You can do it like this:
import re
s = r'''\begin{theorem}[Weierstrass Approximation] \label{wapprox}
but not match
\begin{theorem}[Weierstrass Approximation]
\label{wapprox}'''
p = re.compile(r'(\\(?:begin|end)(?=((?:{[^}]*}|\[[^]]*])*))\2)[^\S\n]*(?=\S)')
print(p.sub(r'\1\n', s))
pattern details:
( # capture group 1
\\
(?:begin|end)
# trick to emulate an atomic group
(?=( # the subpattern is enclosed in a lookahead and a capture group (2)
(?:{[^}]*}|\[[^]]*])*
)) # the lookahead is naturally atomic
\2 # backreference to the capture group 2
)
[^\S\n]* # eventual horizontal whitespaces
(?=\S) # followed by a non whitespace character
Explanation: if you write a pattern like (\\(?:begin|end)(?:{[^}]*}|\[[^]]*])*)[^\S\n]*(?=\S)
you can't prevent cases that have a newline character before the next token. See the following scenario:
(\\(?:begin|end)(?:{[^}]*}|\[[^]]*])*)[^\S\n]*
(?=\S)
matches:
\begin{theorem}[Weierstrass Approximation]
\label{wapprox}
But since (?=\S)
fails (because the next character is a newline) the backtracking mechanism occurs:
(\\(?:begin|end)(?:{[^}]*}|\[[^]]*])*
)[^\S\n]*(?=\S)
matches:
\begin{theorem}
[Weierstrass Approximation]
\label{wapprox}
and (?=\S)
now succeeds to match the [
character.
An atomic group is a non capturing group that forbids the backtracking in the subpattern enclosed in the group. The notation is (?>subpattern)
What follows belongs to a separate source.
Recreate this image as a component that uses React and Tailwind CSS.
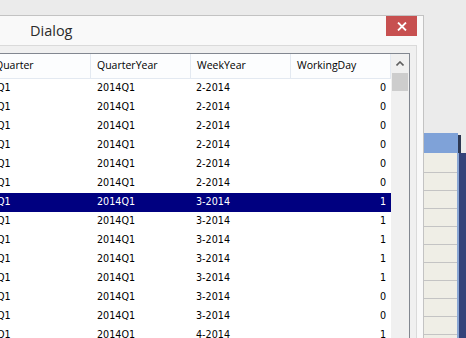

. Unfortunately the re module doesn't have this feature, but you can emulate it with the trick (?=(subpattern))\1
.
Note that you can use the regex module (that has this feature) instead of re:
import regex
p = regex.compile(r'(\\(?:begin|end)(?>(?:{[^}]*}|\[[^]]*])*)[^\S\n]*(?=\S)')
or
p = regex.compile(r'(\\(?:begin|end)(?:{[^}]*}|\[[^]]*])*+[^\S\n]*+(?=\S)')